Festivalleiter Alberto Barbera zeigt sich in seinen einleitenden Worten zum aktuellen Programm jedenfalls sehr optimistisch. So optimistisch, dass er das immer wieder gern falsch gedeutete Hegel-Zitat „Was vernünftig ist, ist wirklich“ etwas überschwänglich mit einem persönlichen Update versieht: „Was virtuell ist, ist wirklich“. Man wird sehen.

Doch fürs Erste genügt dem Festival noch das konventionelle Kino, um einiges an Erwartungen zu wecken. Was allemal für den offiziellen Wettbewerb mit Filmen von George Clooney, Ai Weiwei oder Frederick Wiseman gilt. Frauen sind zwar im Wettbewerb kaum vertreten, dafür sitzen sie prominent in der Jury: Wie auch die Berlinale in diesem Jahr hat Venedigs Wettbewerb eine Schauspielerin als Jury-Vorsitzende: Die US-Amerikanerin Annette Bening, im vergangenen Jahr prominent in Mike Mills’„Jahrhundertfrauen“ zu sehen, wird unter anderem mit der ungarischen Regisseurin Ildikó Enyedi, die im Frühjahr in der Berlinale für „Körper und Seele“ den Goldenen Bären erhielt, über die Vergabe des Goldenen Löwen beraten.

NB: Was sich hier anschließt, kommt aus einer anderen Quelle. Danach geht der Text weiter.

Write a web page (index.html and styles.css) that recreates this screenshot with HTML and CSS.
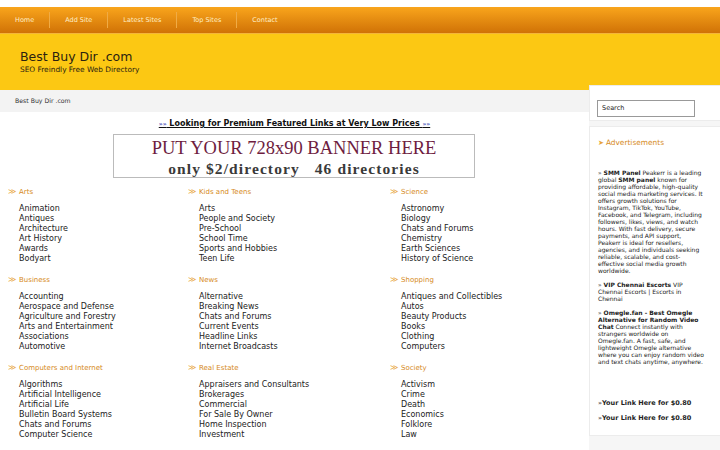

Regisseurinnen, junge insbesondere, sind dafür umso mehr in der Nebenreihe „Giornate degli Autori“ zu erleben. Die Österreicherin Ruth Mader, die iranische Künstlerin Shirin Neshat oder die französische Schauspielerin Sara Forestier treten mit ihren Regiearbeiten an. Auch in der Reihe „Orizzonti“ kann man auf verschiedene Filmemacherinnen gespannt sein. Und das gleich zum Auftakt: Eröffnet wird die Sektion mit Susanna Nicchiarellis Biopic „Nico, 1988“ über das letzte Jahr der Pop-Ikone. Sie starb 1988.